Sur le site du Collectif des 39 contre la nuit sécuritaire, un mouvement lancé par des psychiatres pour s’opposer à la politique du gouvernement en matière de santé mentale, la mère d’un enfant autiste de 4 ans prend la parole pour dénoncer, justement, la méthode ABA. Initialement publié sur le site lacanquotidien.com, le coup de gueule de Mireille Battut s’intitule: “Plutôt coupable qu’ABA“. “J’ai choisi, en concertation avec le CMP [centre médico-psychologique] de mon secteur, d’obtenir une admission de Louis [son fils] à temps plein à l’hôpital de jour, écrit-elle. Il y suivra une scolarité adaptée, avec deux éducateurs permanents pour 8 enfants, et le soutien de toute une équipe pluridisciplinaire. Cette intégration a été précédée d’une période d’observation et d’évaluation, assez éprouvante par sa longueur, qui permet néanmoins d’espérer que le projet sera le plus ajusté possible à ses capacités d’évolution. Il paraît que si nous résistons à l’ABA, c’est que nous sommes arriérés, et dépravés par la psychanalyse. C’est vrai, chez nous, ABA ne fait que commencer de nuire. Nous sommes un nouveau marché à conquérir [pour cette méthode venue des Etats-Unis]“.

Sur Agoravox, des parents d’enfants autistes regroupés dans le collectif EgaliTED publient une tribune libre, Réponse ouverte de parents d’enfants autistes aux journalistes, philosophes et psychanalystes. Elle est adressée à une liste d’auteurs qu’Egalited juge favorables à la psychanalyse. “Ne vous est-il pourtant pas apparu que pour l’instant, le seul lobby audible dans les médias est celui de la psychanalyse et que le changement demandé [en faveur de méthodes éducatives et comportementales] est le fait de parents d’enfants autistes, tous individuellement concernés? Ce changement demandé, et actuellement cautionné par le Politique, vous fait tellement peur que vous parlez alors de “croisade”, de “haine”, de “dérive dramatique”, “d’offensive” ou encore de “persécution”. A quand le mot “génocide”?” Un peu plus loin, le collectif ajoute: “Mais, là où la ligne rouge est bien définitivement franchie c’est dans les références à un passé peu glorieux: le “nazisme”, le “stalinisme” les “dictatures”. C’est doublement choquant. Car associer un sain débat scientifique et thérapeutique au nazisme, c’est bien faire preuve du plus pur fascisme intellectuel: vouloir imposer par la force et la violence son idéologie”.
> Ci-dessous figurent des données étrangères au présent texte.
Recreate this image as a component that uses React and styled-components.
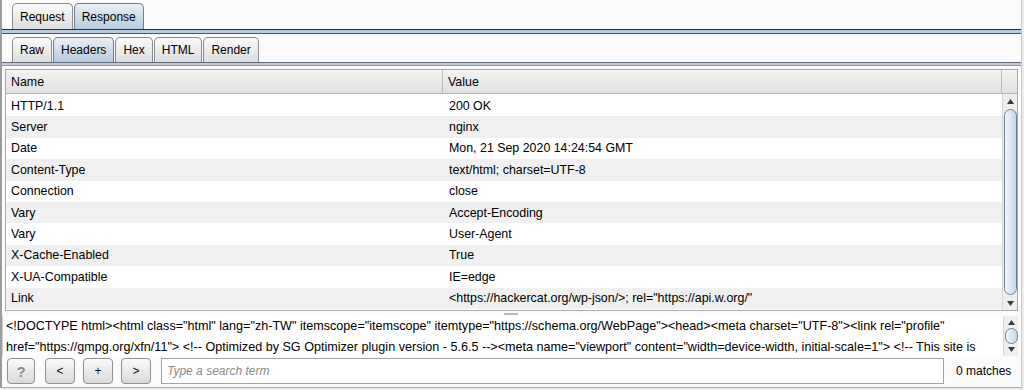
import React from "react";
import styled, { createGlobalStyle, css } from "styled-components";

const GlobalStyle = createGlobalStyle`
  html, body {
    margin: 0;
    padding: 0;
    background: #ececec;
  }
  body {
    font-family: "Liberation Sans", Arial, sans-serif;
    font-size: 12px;
    color: #000;
  }
`;

const Window = styled.div`
  width: 1019px;
  height: 387px;
  background: #fbfbfb;
  border-left: 2px solid #9c9c9c;
  border-right: 1px solid #c9c9c9;
  border-bottom: 1px solid #a8a8a8;
  display: flex;
  flex-direction: column;
  overflow: hidden;
`;

const TabStrip = styled.div`
  display: flex;
  align-items: flex-end;
  padding-left: 10px;
  height: ${(p) => p.$height}px;
  margin-top: ${(p) => p.$top}px;
`;

const Tab = styled.div`
  height: ${(p) => p.$height}px;
  box-sizing: border-box;
  padding: 0 7px;
  display: flex;
  align-items: center;
  border: 1px solid #8c8c8c;
  border-bottom: none;
  border-radius: 5px 5px 0 0;
  margin-right: 1px;
  background: linear-gradient(#fafafa, #dedede);
  ${(p) =>
    p.$active &&
    css`
      border-color: #6f7f8e;
      background: linear-gradient(#e9eff5, #b7cbdf);
    `}
`;

const Band = styled.div`
  height: ${(p) => (p.$primary ? 3 : 2)}px;
  border-top: 1px solid ${(p) => (p.$primary ? "#22303c" : "#5f6a78")};
  border-bottom: 1px solid ${(p) => (p.$primary ? "#4b5661" : "#8e98a5")};
  background: ${(p) => (p.$primary ? "#b6cce0" : "#c3cdd9")};
`;

const TablePane = styled.div`
  margin: 3px 3px 0 3px;
  height: 240px;
  border: 1px solid #a9a9a9;
  display: grid;
  grid-template-columns: 1fr 15px;
  grid-template-rows: 24px 1fr;
  background: #fff;
  font-size: 12.4px;
`;

const HeaderRow = styled.div`
  display: grid;
  grid-template-columns: 437px 1fr;
  border-bottom: 1px solid #b2b2b2;
  background: linear-gradient(#f3f3f3, #e1e1e1);
`;

const HeaderCell = styled.div`
  display: flex;
  align-items: center;
  padding-left: 5px;
  border-right: 1px solid #b9b9b9;
`;

const Corner = styled.div`
  border-bottom: 1px solid #b2b2b2;
  background: linear-gradient(#f3f3f3, #e1e1e1);
`;

const Rows = styled.div`
  display: flex;
  flex-direction: column;
  padding-top: 1px;
`;

const Row = styled.div`
  display: grid;
  grid-template-columns: 438px 1fr;
  height: 21.4px;
  align-items: center;
  background: ${(p) => (p.$alt ? "#f0f0f0" : "#fff")};
`;

const Cell = styled.div`
  padding-left: 5px;
  white-space: nowrap;
  overflow: hidden;
`;

const ScrollTrack = styled.div`
  display: flex;
  flex-direction: column;
  align-items: center;
  background: #eeeeee;
  border-left: 1px solid #d6d6d6;
  padding: ${(p) => (p.$small ? "3px 0 2px" : "4px 0 3px")};
`;

const ArrowBox = styled.div`
  height: 7px;
  display: flex;
  align-items: center;
  justify-content: center;
`;

const Thumb = styled.div`
  flex: ${(p) => (p.$small ? "0 0 16px" : "1")};
  width: 13px;
  margin: ${(p) => (p.$small ? "2px 0" : "4px 0 5px")};
  box-sizing: border-box;
  border: 1px solid #6e7f90;
  border-radius: ${(p) => (p.$small ? "8px" : "7px")};
  background: linear-gradient(to right, #f1f6fb, #c3d6e9);
`;

const Splitter = styled.div`
  height: 5px;
  display: flex;
  justify-content: center;
  align-items: center;
`;

const Grip = styled.div`
  width: 14px;
  height: 2px;
  margin-left: -2px;
  background: #b6b6b6;
`;

const SourcePane = styled.div`
  height: 40px;
  display: grid;
  grid-template-columns: 1fr 15px;
  background: #fff;
  border-left: 1px solid #d0d0d0;
  margin-right: 3px;
`;

const SourceText = styled.div`
  padding-left: 3px;
  line-height: 20.5px;
  font-size: 12.6px;
  overflow: hidden;
`;

const SourceLine = styled.div`
  white-space: nowrap;
`;

const BottomBar = styled.div`
  display: flex;
  align-items: center;
  height: 28px;
  padding: 1px 4px 0 5px;
  gap: 8px;
`;

const Button = styled.div`
  width: ${(p) => p.$width || 30}px;
  height: 26px;
  box-sizing: border-box;
  border: 1px solid #8f8f8f;
  border-radius: 4px;
  background: linear-gradient(#fbfbfb, #d9d9d9);
  display: flex;
  align-items: center;
  justify-content: center;
  font-size: ${(p) => (p.$help ? 15 : 12)}px;
  font-weight: ${(p) => (p.$help ? "bold" : "normal")};
  color: ${(p) => (p.$help ? "#8c8c8c" : "#111")};
  margin-right: ${(p) => p.$gapAfter || 0}px;
`;

const SearchInput = styled.div`
  flex: 0 0 783px;
  height: 26px;
  box-sizing: border-box;
  border: 1px solid #a3a3a3;
  background: #fff;
  display: flex;
  align-items: center;
  padding-left: 5px;
  color: #8a8a8a;
  font-style: italic;
`;

const Matches = styled.div`
  margin-left: 4px;
  white-space: nowrap;
`;

const Arrow = ({ down }) => (
  <ArrowBox>
    <svg width="7" height="5" viewBox="0 0 7 5">
      <polygon
        points={down ? "0,0 7,0 3.5,5" : "0,5 7,5 3.5,0"}
        fill="#3a3a3a"
      />
    </svg>
  </ArrowBox>
);

const headers = [
  ["HTTP/1.1", "200 OK"],
  ["Server", "nginx"],
  ["Date", "Mon, 21 Sep 2020 14:24:54 GMT"],
  ["Content-Type", "text/html; charset=UTF-8"],
  ["Connection", "close"],
  ["Vary", "Accept-Encoding"],
  ["Vary", "User-Agent"],
  ["X-Cache-Enabled", "True"],
  ["X-UA-Compatible", "IE=edge"],
  ["Link", '<https://hackercat.org/wp-json/>; rel="https://api.w.org/"'],
];

const sourceLines = [
  '<!DOCTYPE html><html class="html" lang="zh-TW" itemscope="itemscope" itemtype="https://schema.org/WebPage"><head><meta charset="UTF-8"><link rel="profile"',
  'href="https://gmpg.org/xfn/11"> <!-- Optimized by SG Optimizer plugin version - 5.6.5 --><meta name="viewport" content="width=device-width, initial-scale=1"> <!-- This site is',
];

const App = () => {
  return (
    <>
      <GlobalStyle />
      <Window>
        <TabStrip $height={29} $top={0}>
          <Tab $height={26}>Request</Tab>
          <Tab $height={26} $active>
            Response
          </Tab>
        </TabStrip>
        <Band $primary />
        <TabStrip $height={25} $top={3}>
          <Tab $height={25}>Raw</Tab>
          <Tab $height={25} $active>
            Headers
          </Tab>
          <Tab $height={25}>Hex</Tab>
          <Tab $height={25}>HTML</Tab>
          <Tab $height={25}>Render</Tab>
        </TabStrip>
        <Band />
        <TablePane>
          <HeaderRow>
            <HeaderCell>Name</HeaderCell>
            <HeaderCell>Value</HeaderCell>
          </HeaderRow>
          <Corner />
          <Rows>
            {headers.map(([name, value], i) => (
              <Row key={i} $alt={i % 2 === 1}>
                <Cell>{name}</Cell>
                <Cell>{value}</Cell>
              </Row>
            ))}
          </Rows>
          <ScrollTrack>
            <Arrow />
            <Thumb />
            <Arrow down />
          </ScrollTrack>
        </TablePane>
        <Splitter>
          <Grip />
        </Splitter>
        <SourcePane>
          <SourceText>
            {sourceLines.map((line, i) => (
              <SourceLine key={i}>{line}</SourceLine>
            ))}
          </SourceText>
          <ScrollTrack $small>
            <Arrow />
            <Thumb $small />
            <Arrow down />
          </ScrollTrack>
        </SourcePane>
        <BottomBar>
          <Button $help $width={28} $gapAfter={2}>
            ?
          </Button>
          <Button>&lt;</Button>
          <Button>+</Button>
          <Button $gapAfter={2}>&gt;</Button>
          <SearchInput>Type a search term</SearchInput>
          <Matches>0 matches</Matches>
        </BottomBar>
      </Window>
    </>
  );
};

export default App;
“Je suis de gauche et j’emmerde la psychanalyse”

Un post du blog Contes de la folie ordinaire, sur Mediapart, consacré à la place de la folie dans la société, défend l’approche psychanalytique, remettant en question le tout biologique. Il s’adresse “A l’autiste qui a consenti à quitter son monde et à celui qui se méfie de nous“. Et conclut: “N’est-il pas légitime encore de s’interroger si nous ne devons voir dans le silence de l’autiste uniquement le résultat d’un handicap de l’individu, ou un refuge du désir?”
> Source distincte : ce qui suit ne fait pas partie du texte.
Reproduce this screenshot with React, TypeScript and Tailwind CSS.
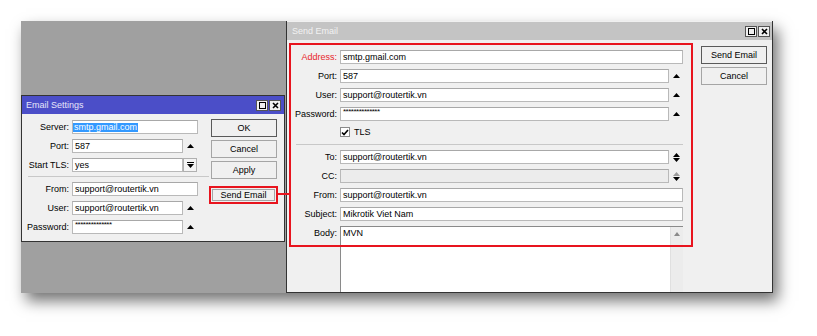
import type { ReactNode } from 'react'

const Up = ({ gray = false }: { gray?: boolean }) => (
  <svg width="7" height="4" viewBox="0 0 7 4">
    <path d="M0 4 L3.5 0 L7 4Z" fill={gray ? '#9a9a9a' : '#000'} />
  </svg>
)

const Down = () => (
  <svg width="7" height="4" viewBox="0 0 7 4">
    <path d="M0 0 L3.5 4 L7 0Z" fill="#000" />
  </svg>
)

const UpDown = ({ grayUp = false }: { grayUp?: boolean }) => (
  <div className="flex flex-col items-center gap-[1px]">
    <Up gray={grayUp} />
    <Down />
  </div>
)

const Box = ({ children, className = '', disabled = false }: { children?: ReactNode; className?: string; disabled?: boolean }) => (
  <div
    className={`flex h-[14px] items-center overflow-hidden border border-[#b9b9b9] border-t-[#a8a8a8] px-[2px] whitespace-nowrap ${disabled ? 'bg-[#ececec]' : 'bg-white'} ${className}`}
  >
    {children}
  </div>
)

const Row = ({ label, lw, red = false, children }: { label: string; lw: string; red?: boolean; children: ReactNode }) => (
  <div className="flex h-[14px] items-center">
    <span className={`shrink-0 pr-[3px] text-right ${lw} ${red ? 'text-[#e8262b]' : 'text-black'}`}>{label}</span>
    {children}
  </div>
)

const Btn = ({ children, dark = false, className = '' }: { children: ReactNode; dark?: boolean; className?: string }) => (
  <div
    className={`flex h-[18px] items-center justify-center border bg-[#f0f0f0] ${dark ? 'border-[#5a5a5a]' : 'border-[#a5a5a5]'} ${className}`}
  >
    {children}
  </div>
)

const WinButtons = () => (
  <div className="flex gap-[1px]">
    <div className="flex h-[11px] w-[12px] items-center justify-center border border-[#555] bg-[#f0f0f0]">
      <div className="h-[7px] w-[7px] border border-black" />
    </div>
    <div className="flex h-[11px] w-[12px] items-center justify-center border border-[#555] bg-[#f0f0f0]">
      <svg width="7" height="7" viewBox="0 0 7 7">
        <path d="M1 1 L6 6 M6 1 L1 6" stroke="#000" strokeWidth="1.6" />
      </svg>
    </div>
  </div>
)

const Stars = () => <span className="relative -top-[2px] text-[8px] tracking-[-0.5px]">**************</span>

const EmailSettings = () => (
  <div className="flex h-[147px] w-[264px] flex-col border border-[#333] bg-[#f0f0f0]">
    <div className="flex h-[18px] items-center justify-between bg-[#4b4ec8] pl-[4px] pr-[3px]">
      <span className="text-[#e6e6fa]">Email Settings</span>
      <WinButtons />
    </div>
    <div className="flex">
      <div className="flex w-[189px] flex-col gap-[5px] pt-[6px]">
        <Row label="Server:" lw="w-[50px]">
          <Box className="w-[126px] !px-0">
            <span className="bg-[#3399ff] px-[1px] text-white">smtp.gmail.com</span>
          </Box>
        </Row>
        <Row label="Port:" lw="w-[50px]">
          <Box className="w-[111px]">587</Box>
          <div className="flex w-[15px] justify-center">
            <Up />
          </div>
        </Row>
        <Row label="Start TLS:" lw="w-[50px]">
          <Box className="w-[111px]">yes</Box>
          <div className="flex h-[14px] w-[14px] flex-col items-center justify-center gap-[1px] border border-[#b0b0b0] bg-[#f4f4f4]">
            <div className="h-[1px] w-[7px] bg-black" />
            <Down />
          </div>
        </Row>
        <div className="ml-[6px] mr-[2px] mt-[-1px] h-[1px] bg-[#c8c8c8]" />
        <Row label="From:" lw="w-[50px]">
          <Box className="w-[126px]">support@routertik.vn</Box>
        </Row>
        <Row label="User:" lw="w-[50px]">
          <Box className="w-[111px]">support@routertik.vn</Box>
          <div className="flex w-[15px] justify-center">
            <Up />
          </div>
        </Row>
        <Row label="Password:" lw="w-[50px]">
          <Box className="w-[111px]">
            <Stars />
          </Box>
          <div className="flex w-[15px] justify-center">
            <Up />
          </div>
        </Row>
      </div>
      <div className="flex w-[66px] flex-col pt-[5px]">
        <Btn dark>OK</Btn>
        <Btn className="mt-[3px]">Cancel</Btn>
        <Btn className="mt-[3px]">Apply</Btn>
        <div className="-ml-[2px] -mr-[1px] mt-[7px] border-2 border-[#e8141e] p-[1px]">
          <div className="flex h-[12px] items-center justify-center border border-[#a5a5a5] bg-[#f0f0f0]">Send Email</div>
        </div>
      </div>
    </div>
  </div>
)

const SendEmail = () => (
  <div className="flex h-[272px] w-[487px] flex-col border border-t-0 border-[#333] bg-[#f0f0f0]">
    <div className="mt-[1px] flex h-[18px] items-center justify-between bg-[#c4c4c4] pl-[5px] pr-[2px]">
      <span className="text-[#f2f2f2]">Send Email</span>
      <WinButtons />
    </div>
    <div className="relative flex flex-1">
      <div className="flex flex-1 flex-col gap-[5px] pl-[7px] pt-[10px]">
        <Row label="Address:" lw="w-[46px]" red>
          <Box className="flex-1">smtp.gmail.com</Box>
        </Row>
        <Row label="Port:" lw="w-[46px]">
          <Box className="flex-1">587</Box>
          <div className="flex w-[14px] justify-center">
            <Up />
          </div>
        </Row>
        <Row label="User:" lw="w-[46px]">
          <Box className="flex-1">support@routertik.vn</Box>
          <div className="flex w-[14px] justify-center">
            <Up />
          </div>
        </Row>
        <Row label="Password:" lw="w-[46px]">
          <Box className="flex-1">
            <Stars />
          </Box>
          <div className="flex w-[14px] justify-center">
            <Up />
          </div>
        </Row>
        <div className="flex h-[12px] items-center pl-[46px]">
          <div className="flex h-[10px] w-[10px] items-center justify-center border border-[#8a8a8a] bg-white">
            <svg width="8" height="7" viewBox="0 0 8 7">
              <path d="M1 3.5 L3 5.5 L7 1" stroke="#000" strokeWidth="1.6" fill="none" />
            </svg>
          </div>
          <span className="ml-[4px]">TLS</span>
        </div>
        <div className="ml-[2px] mt-[1px] h-[1px] bg-[#c8c8c8]" />
        <Row label="To:" lw="w-[46px]">
          <Box className="flex-1">support@routertik.vn</Box>
          <div className="flex w-[14px] justify-center">
            <UpDown />
          </div>
        </Row>
        <Row label="CC:" lw="w-[46px]">
          <Box className="flex-1" disabled />
          <div className="flex w-[14px] justify-center">
            <UpDown grayUp />
          </div>
        </Row>
        <Row label="From:" lw="w-[46px]">
          <Box className="flex-1">support@routertik.vn</Box>
        </Row>
        <Row label="Subject:" lw="w-[46px]">
          <Box className="flex-1">Mikrotik Viet Nam</Box>
        </Row>
        <div className="flex flex-1">
          <span className="w-[46px] shrink-0 pr-[3px] text-right leading-[14px]">Body:</span>
          <div className="flex flex-1 border-l border-t border-[#8a8a8a] bg-white">
            <div className="flex-1 pl-[2px] leading-[12px]">MVN</div>
            <div className="flex w-[13px] justify-center border-l border-[#e0e0e0] bg-[#ececec] pt-[5px]">
              <svg width="6" height="4" viewBox="0 0 6 4">
                <path d="M0 4 L3 0 L6 4Z" fill="#8a8a8a" />
              </svg>
            </div>
          </div>
        </div>
      </div>
      <div className="ml-[18px] mr-[5px] flex w-[66px] flex-col pt-[6px]">
        <Btn dark>Send Email</Btn>
        <Btn className="mt-[3px]">Cancel</Btn>
      </div>
      <div className="pointer-events-none absolute left-[2px] top-[3px] h-[204px] w-[404px] border-2 border-[#e8141e]" />
    </div>
  </div>
)

export default function App() {
  return (
    <div className="relative h-[336px] w-[817px] overflow-hidden bg-white pl-[21px] pt-[21px] font-['Liberation_Sans',Arial,sans-serif] text-[9px] leading-none text-black">
      <div className="flex w-max shadow-[5px_8px_14px_rgba(0,0,0,0.55)]">
        <div className="flex h-[272px] w-[265px] flex-col bg-[#a0a0a0] pt-[74px]">
          <EmailSettings />
        </div>
        <SendEmail />
      </div>
      <div className="absolute left-[278px] top-[193px] h-[2px] w-[12px] bg-[#e8141e]" />
    </div>
  )
}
Toujours sur Mediapart, Jean-Louis Racca, professeur agrégé de mathématiques dans un lycée de Grenoble, s’insurge contre les raccourcis qui voudraient que les pro-psychanalyse soient forcément de gauche et les antis, de droite. Sur son blog, il signe un billet au titre provocateur: “Je suis de gauche et j’emmerde la psychanalyse“, qui n’y va pas par quatre chemins. “On ne peut affirmer le caractère droitier des critiques de la psychanalyse que si l’on ignore les critiques de gauche”, écrit-il, avant de clamer: “La psychanalyse doit cesser de prendre la gauche en otage”.

Les pétitionnaires ne sont pas en reste. Les pro-psychanalyses ont leur pétition, sur le site Lacan quotidien, avec sa ” pétition internationale pour l’abord clinique de l’autisme“. Dans le camp opposé, le Collectif des professionnels pour les bonnes Pratiques en psychiatrie appelle à signer son “Manifeste pour les bonnes pratiques dans la prise en charge de l’autisme“.